# Exercise instructions
Copy all the entries word for word, but omit the pictures.

# Material shown
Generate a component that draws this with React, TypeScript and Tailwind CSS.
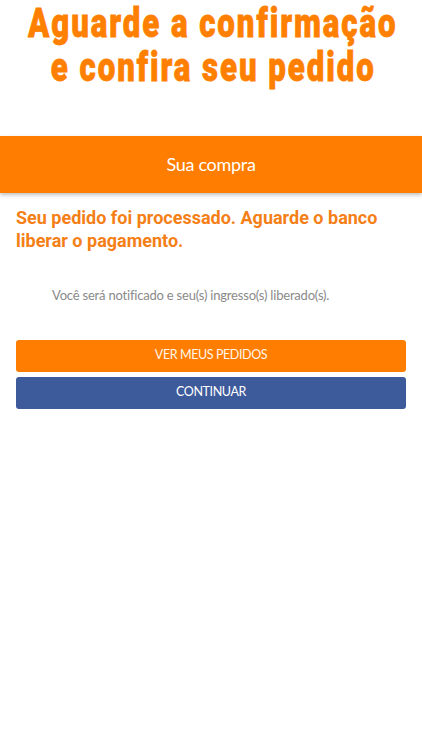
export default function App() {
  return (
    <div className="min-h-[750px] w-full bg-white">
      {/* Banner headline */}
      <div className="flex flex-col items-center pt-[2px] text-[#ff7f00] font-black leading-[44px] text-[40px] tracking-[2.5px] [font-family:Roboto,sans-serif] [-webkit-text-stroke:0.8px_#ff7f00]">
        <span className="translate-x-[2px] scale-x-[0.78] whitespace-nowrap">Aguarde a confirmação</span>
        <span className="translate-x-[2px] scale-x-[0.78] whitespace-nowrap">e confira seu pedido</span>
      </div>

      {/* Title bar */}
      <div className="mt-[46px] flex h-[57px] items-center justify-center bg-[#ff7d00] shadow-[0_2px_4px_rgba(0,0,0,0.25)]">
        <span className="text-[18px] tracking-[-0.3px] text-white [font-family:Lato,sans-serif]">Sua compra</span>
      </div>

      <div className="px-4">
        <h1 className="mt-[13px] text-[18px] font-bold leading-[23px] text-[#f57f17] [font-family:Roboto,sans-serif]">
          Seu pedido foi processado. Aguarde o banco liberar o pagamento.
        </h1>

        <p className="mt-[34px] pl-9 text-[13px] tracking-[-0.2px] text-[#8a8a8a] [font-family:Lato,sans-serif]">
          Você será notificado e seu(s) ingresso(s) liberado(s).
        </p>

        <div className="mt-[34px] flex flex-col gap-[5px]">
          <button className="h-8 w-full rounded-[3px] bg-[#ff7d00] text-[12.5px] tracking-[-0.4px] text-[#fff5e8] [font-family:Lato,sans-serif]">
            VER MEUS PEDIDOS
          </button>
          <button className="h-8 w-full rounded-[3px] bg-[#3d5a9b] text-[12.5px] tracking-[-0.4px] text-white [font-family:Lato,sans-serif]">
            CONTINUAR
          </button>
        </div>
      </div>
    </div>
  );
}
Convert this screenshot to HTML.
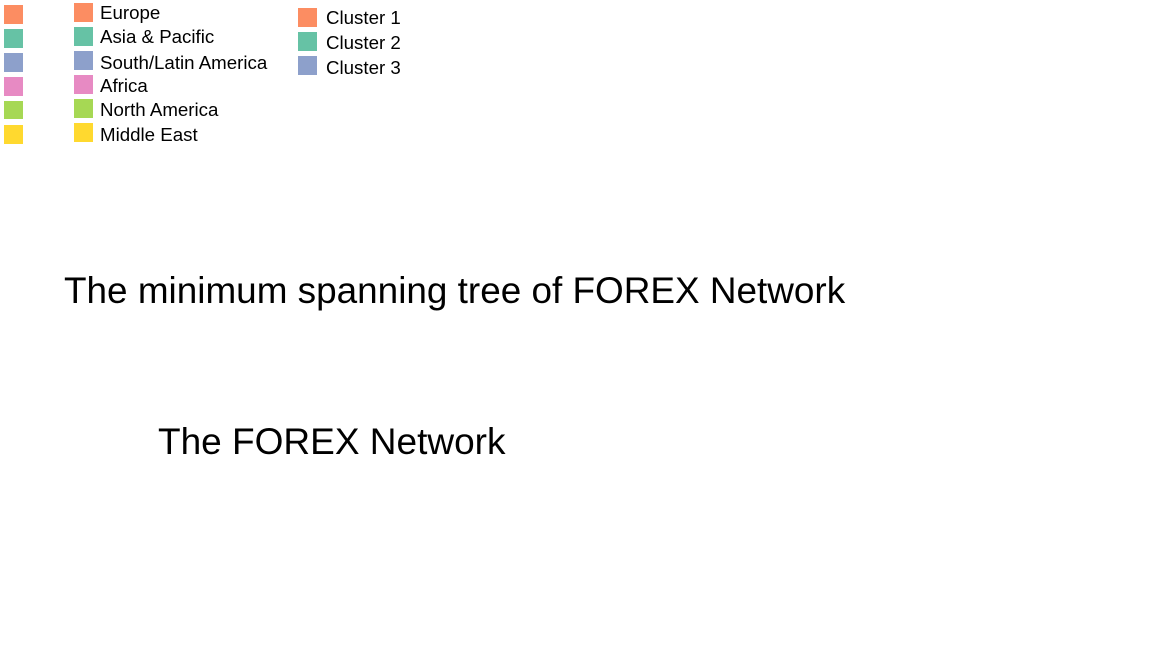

# In response
Generate a component that draws this with React, TypeScript and Tailwind CSS.
export default function App() {
  return (
    <div className="min-h-[750px] w-full bg-white">
      {/* Banner headline */}
      <div className="flex flex-col items-center pt-[2px] text-[#ff7f00] font-black leading-[44px] text-[40px] tracking-[2.5px] [font-family:Roboto,sans-serif] [-webkit-text-stroke:0.8px_#ff7f00]">
        <span className="translate-x-[2px] scale-x-[0.78] whitespace-nowrap">Aguarde a confirmação</span>
        <span className="translate-x-[2px] scale-x-[0.78] whitespace-nowrap">e confira seu pedido</span>
      </div>

      {/* Title bar */}
      <div className="mt-[46px] flex h-[57px] items-center justify-center bg-[#ff7d00] shadow-[0_2px_4px_rgba(0,0,0,0.25)]">
        <span className="text-[18px] tracking-[-0.3px] text-white [font-family:Lato,sans-serif]">Sua compra</span>
      </div>

      <div className="px-4">
        <h1 className="mt-[13px] text-[18px] font-bold leading-[23px] text-[#f57f17] [font-family:Roboto,sans-serif]">
          Seu pedido foi processado. Aguarde o banco liberar o pagamento.
        </h1>

        <p className="mt-[34px] pl-9 text-[13px] tracking-[-0.2px] text-[#8a8a8a] [font-family:Lato,sans-serif]">
          Você será notificado e seu(s) ingresso(s) liberado(s).
        </p>

        <div className="mt-[34px] flex flex-col gap-[5px]">
          <button className="h-8 w-full rounded-[3px] bg-[#ff7d00] text-[12.5px] tracking-[-0.4px] text-[#fff5e8] [font-family:Lato,sans-serif]">
            VER MEUS PEDIDOS
          </button>
          <button className="h-8 w-full rounded-[3px] bg-[#3d5a9b] text-[12.5px] tracking-[-0.4px] text-white [font-family:Lato,sans-serif]">
            CONTINUAR
          </button>
        </div>
      </div>
    </div>
  );
}
Convert this screenshot to HTML.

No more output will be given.